Who was Domenico Scarlatti?
Giuseppe Domenico Scarlatti was an illustrious Italian composer whose prodigious work defined all lines of early classical music despite his style being highly baroque-based. His father, Alessandro Scarlatti, had considerable influence over him in his early years that heightened Domenico’s interest and passion for the subject. Walking in the shadow of a renowned musician seemed like a daunting task to Domenico at first, but he went on to make a mark so permanent that it changed the face of music forever. Like his father, Domenico was a composer of great integrity, taste and fecundity. Some of his indelible works were the harpsichord pieces that happened to be one of the most novel productions of his career. His thematic development and taste in music also got him to compose a wide variety of keyboard sonatas, operas, concertos and even cantatas. As the ‘Maestro di Capalla’; a name he inherited from his father, he went on to play for the Royals and rose to eminence. His prominent works were studied centuries later by upcoming musicians who felt the magnitude of his music and were greatly influenced by his works. Some of his unforgettable pieces were the ‘Narciso’ and more than 500 harpsichord sonatas that had gypsy, and modern dance rhythm influences.
Childhood And Early Life
Giuseppe Domenico Scarlatti was the sixth born of the celebrated composer Alessandro Scarlatti and his wife Antonia Anzaloni. He was born in the cushy town of Naples in the early kingdom of Naples on 26th October 1685. Little is known about the childhood of Domenico Scarlatti and many theories suggest that he probably studied music and developed an interest for it through his father. He was also the younger brother to another noted musician, Pietro Filippo Scarlatti. There are also theories that suggest that young Domenico studied music under Francesco Gasparini, Antonio Vivaldi and began his lifelong associations with Corelli who later went on to greatly influence Domenico’s styles and skills of music. Domenico’s father, who was then ‘Maestro di Capalla’ (the director of music) at the Royal courts and chapels, was a cardinal composer at his time.

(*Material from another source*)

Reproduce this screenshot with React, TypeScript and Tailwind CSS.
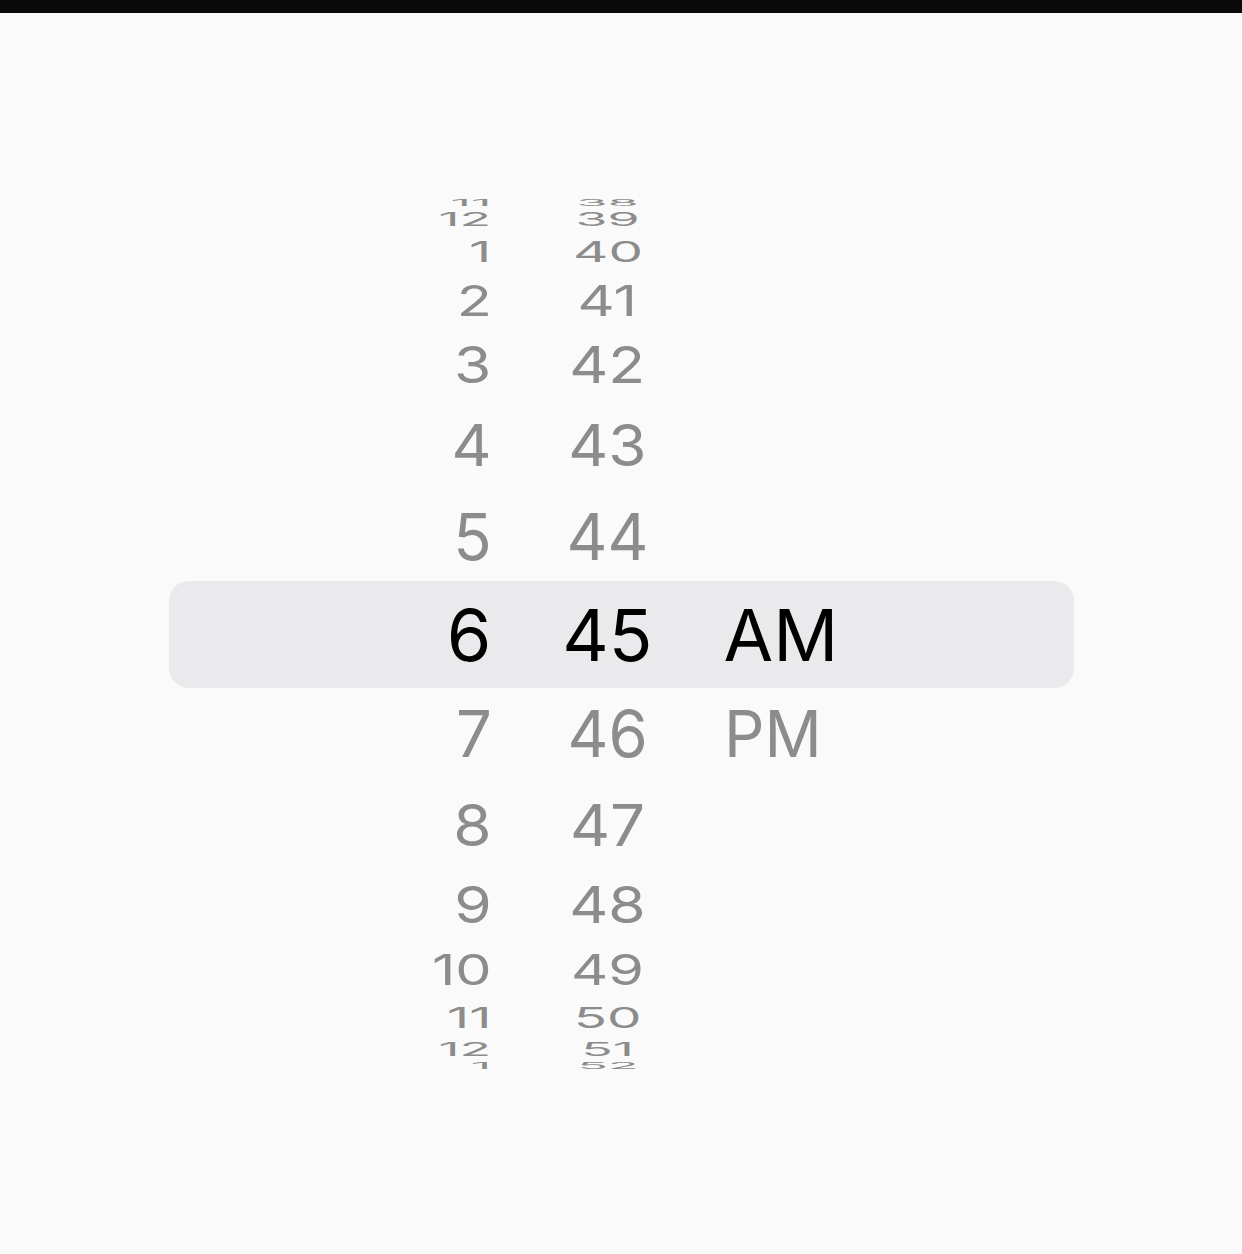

At fifteen, Domenico was accorded a place as a professional organist at the Royal chapel with the push and help of his father. After a couple of years, Alessandro travelled to Florence to further his musical career and urged his son to pursue his career as an organist and even take over his position in Naples. It was around this time that the talented Domenico revised and reproduced Carlo Francesco’s opera ‘Irene’ for a debut performance at Naples. After this, Domenico went on to continue as an organist at chapel, till the year 1704, when he decided to leave his position and return to his father in Rome.
Domenico followed his father, Alessandro, back to Rome where he decided to stay on even after his father returned to Naples to pursue his former position at the chapel. It was here that Domenico, in his first big break, was summoned and accorded the place of ‘Maestro di Capalla’ to an exiled royal who was known to the world as ‘Maria Casimara’ of Poland. He was dutifully asked to compose operas and serenetas for the Queen till the year of 1713. Domenico Scarlatti also took up another part time job, where he served as the assistant of the ‘Maestro di Capalla’ of the Capalla Giulia for the next five years. Soon after, the head of the Capalla Giulia perished and Domenico was accorded the head of the chapel. In the same year of 1714, Scarlatti started associating himself with the Portuguese that proved to be a milestone in his rapid career. He was asked to compose a piece by the Portuguese ambassador, the ‘Marquis de Fontes’ in honor of a new member being born in the royal family. He was successful in creating and composing many of his novel pieces, heavily influenced by the styles of his father and the famous Vivaldi. In the year 1738, he came up with his famous ‘30 essercizi’ (exercises) which was ecstatically received all over Europe. This work consisted of thirty sonatas each making it a musical masterpiece at the time.
Scarlatti was appointed as the new ‘Mestre de Capela’ (director of the chapel) for the Royal, Portuguese family under the rule of King Joao the Fifth. Apart from composing unique pieces for the court, he was also asked to teach music to the various royal members. It is here that Scarlatti met Princess Maria Barbara who later went on to becoming Scarlatti’s celebrated patroness for the rest of his life. On May 15th 1728, Scarlatti married young Maria Catalina Gentili in a private ceremony in Rome and went on to father six children from this marriage. In the summer of 1739, after delivering her last of six children, Scarlatti’s wife perished and he remarried the same year. Scarlatti fathered four more children with his new bride, Anastasia Cadiz.
Death And Legacy
Giuseppe Domenico Scarlatti died on 23rd July 1757 in Madrid at the age of 71. The cause of his death is unknown even to this day. His descendants still live on in Madrid and his legacy was never forgotten, as he was a prime, classical composer of his time that went on to influence a myriad of composers such as Chopin, Horowitz, Bela Bartok and Schenker even after a century. His simple approach to music combined with his heritage and folkloric influences made his works legendary.